Scan the listing below and copy every line holding "screenshot".

[START Data provided]

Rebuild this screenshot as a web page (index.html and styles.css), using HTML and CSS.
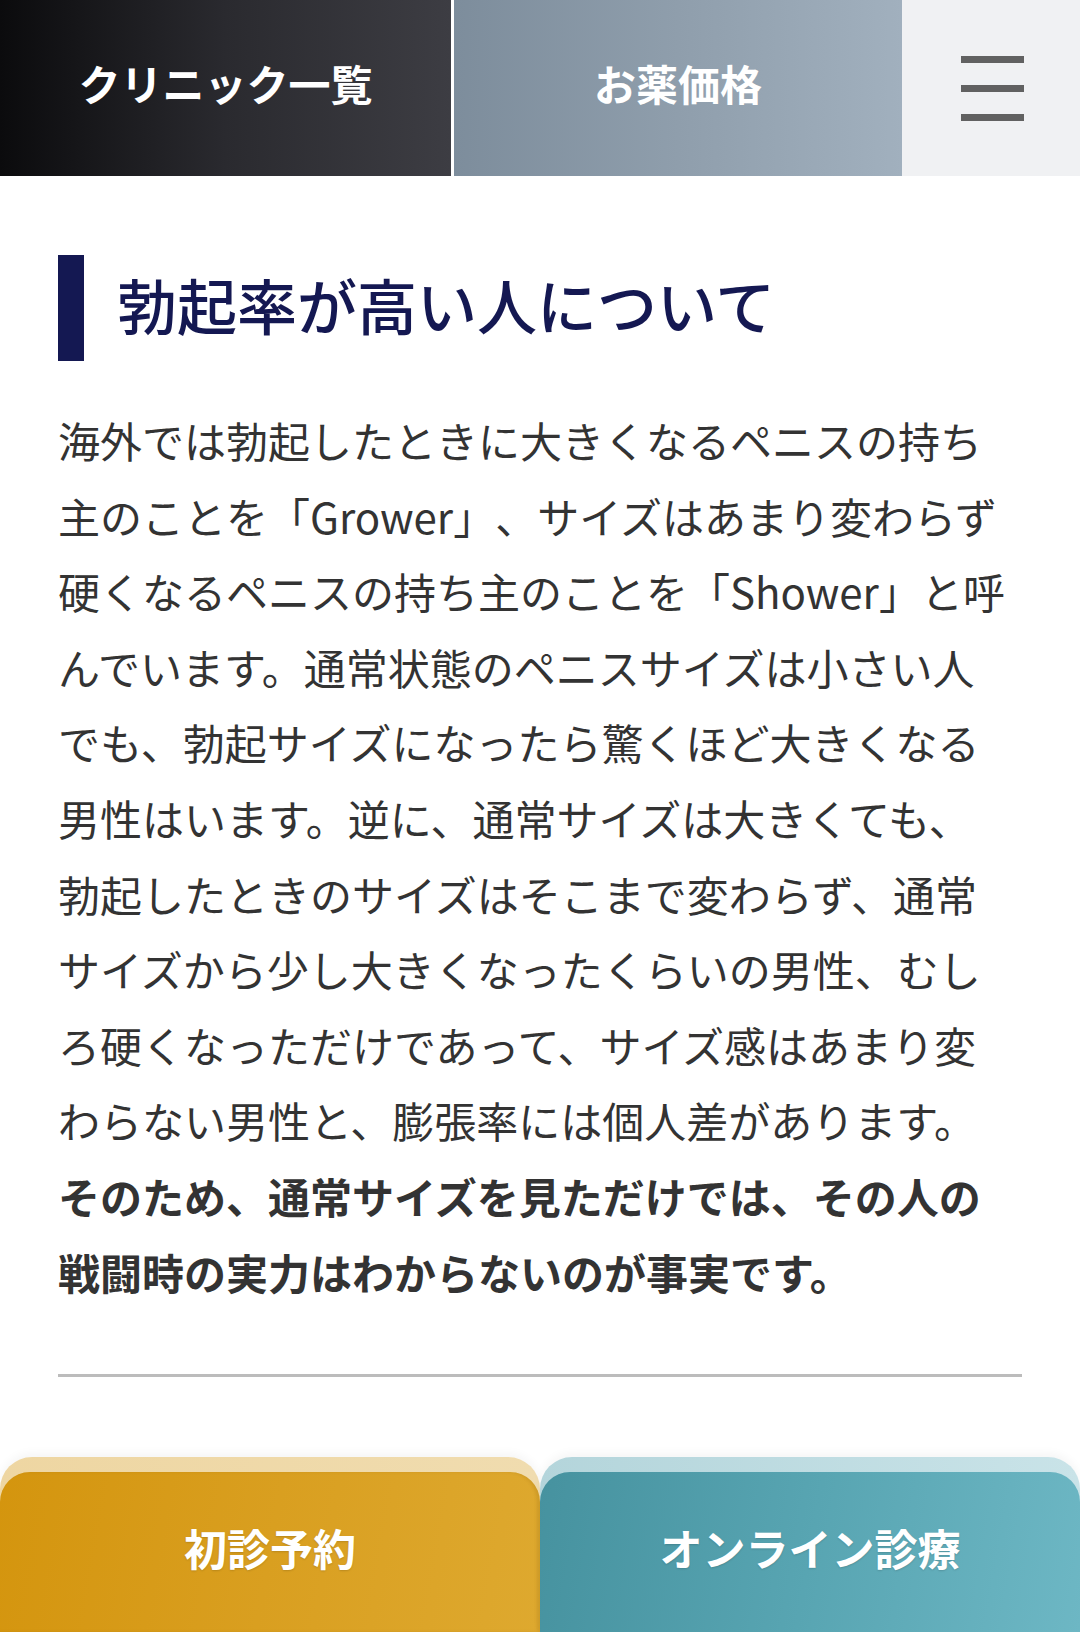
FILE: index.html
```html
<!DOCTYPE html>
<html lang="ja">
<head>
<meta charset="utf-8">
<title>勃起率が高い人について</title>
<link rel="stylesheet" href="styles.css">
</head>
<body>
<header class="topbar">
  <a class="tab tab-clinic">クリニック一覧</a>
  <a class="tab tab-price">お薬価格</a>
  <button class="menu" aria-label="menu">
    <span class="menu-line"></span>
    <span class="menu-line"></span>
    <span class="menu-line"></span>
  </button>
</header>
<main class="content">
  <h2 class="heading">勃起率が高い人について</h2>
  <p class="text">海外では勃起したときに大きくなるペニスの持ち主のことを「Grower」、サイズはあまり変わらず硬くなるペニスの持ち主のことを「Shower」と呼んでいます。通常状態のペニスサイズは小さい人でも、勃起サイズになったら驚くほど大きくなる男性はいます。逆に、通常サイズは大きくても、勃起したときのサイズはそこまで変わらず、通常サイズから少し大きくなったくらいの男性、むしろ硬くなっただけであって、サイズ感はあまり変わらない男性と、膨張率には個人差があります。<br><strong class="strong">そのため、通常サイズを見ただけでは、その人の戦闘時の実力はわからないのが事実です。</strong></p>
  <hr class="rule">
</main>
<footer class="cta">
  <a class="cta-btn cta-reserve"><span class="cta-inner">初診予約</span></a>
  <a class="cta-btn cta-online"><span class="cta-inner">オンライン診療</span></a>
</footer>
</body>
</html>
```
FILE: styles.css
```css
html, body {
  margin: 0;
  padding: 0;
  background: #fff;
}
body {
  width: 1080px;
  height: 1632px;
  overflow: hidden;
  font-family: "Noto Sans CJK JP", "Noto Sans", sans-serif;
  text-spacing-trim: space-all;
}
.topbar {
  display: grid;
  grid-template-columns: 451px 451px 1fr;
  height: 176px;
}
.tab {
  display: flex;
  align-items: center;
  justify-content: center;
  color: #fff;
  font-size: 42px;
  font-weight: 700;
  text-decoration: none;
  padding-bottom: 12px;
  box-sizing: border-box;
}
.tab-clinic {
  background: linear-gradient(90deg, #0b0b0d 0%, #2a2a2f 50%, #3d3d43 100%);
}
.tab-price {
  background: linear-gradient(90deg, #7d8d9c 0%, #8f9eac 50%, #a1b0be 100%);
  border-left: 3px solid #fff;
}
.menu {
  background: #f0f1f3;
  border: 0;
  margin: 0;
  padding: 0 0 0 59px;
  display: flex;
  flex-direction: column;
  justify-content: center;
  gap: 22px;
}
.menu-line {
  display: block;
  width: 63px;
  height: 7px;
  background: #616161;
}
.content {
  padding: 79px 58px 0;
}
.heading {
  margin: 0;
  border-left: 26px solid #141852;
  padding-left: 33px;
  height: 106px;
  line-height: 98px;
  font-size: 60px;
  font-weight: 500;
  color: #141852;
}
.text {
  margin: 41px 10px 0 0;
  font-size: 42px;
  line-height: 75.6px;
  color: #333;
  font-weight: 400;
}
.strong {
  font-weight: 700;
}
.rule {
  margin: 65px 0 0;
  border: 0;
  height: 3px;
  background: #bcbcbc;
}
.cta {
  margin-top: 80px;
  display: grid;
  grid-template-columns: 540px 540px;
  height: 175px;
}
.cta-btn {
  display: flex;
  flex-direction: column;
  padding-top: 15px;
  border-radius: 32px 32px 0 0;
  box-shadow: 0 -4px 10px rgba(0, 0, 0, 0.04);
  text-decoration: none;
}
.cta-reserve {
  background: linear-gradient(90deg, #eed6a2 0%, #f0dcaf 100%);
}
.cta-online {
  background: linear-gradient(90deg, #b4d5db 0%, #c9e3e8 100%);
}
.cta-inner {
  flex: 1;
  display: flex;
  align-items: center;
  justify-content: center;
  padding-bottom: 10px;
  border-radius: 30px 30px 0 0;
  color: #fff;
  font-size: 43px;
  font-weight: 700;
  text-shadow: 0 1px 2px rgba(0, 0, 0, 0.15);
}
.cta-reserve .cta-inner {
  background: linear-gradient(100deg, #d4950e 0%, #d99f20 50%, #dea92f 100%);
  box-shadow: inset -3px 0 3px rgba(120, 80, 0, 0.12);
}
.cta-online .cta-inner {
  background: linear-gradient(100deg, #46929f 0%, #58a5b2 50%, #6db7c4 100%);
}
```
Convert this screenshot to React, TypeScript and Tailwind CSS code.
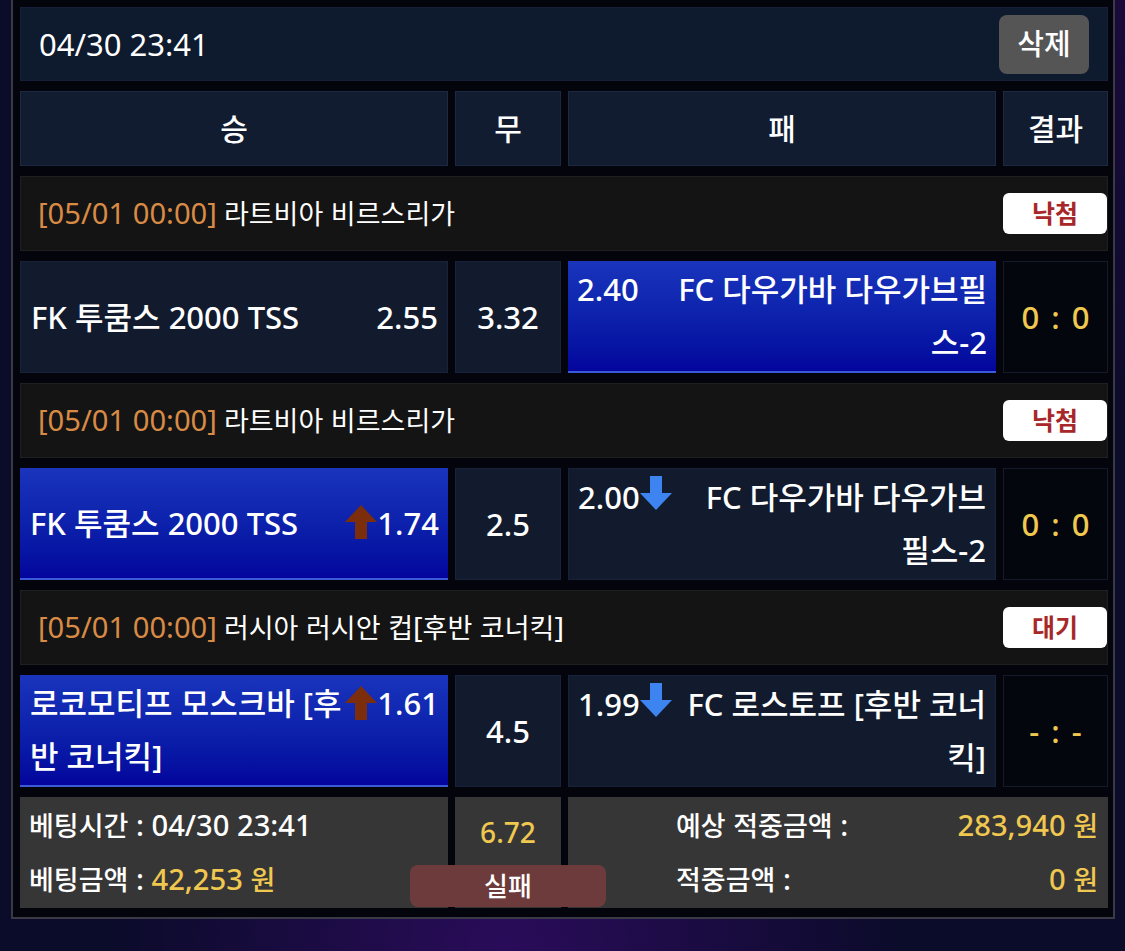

[END Data provided]

Task result:
Rebuild this screenshot as a web page (index.html and styles.css), using HTML and CSS.
Convert this screenshot to React, TypeScript and Tailwind CSS code.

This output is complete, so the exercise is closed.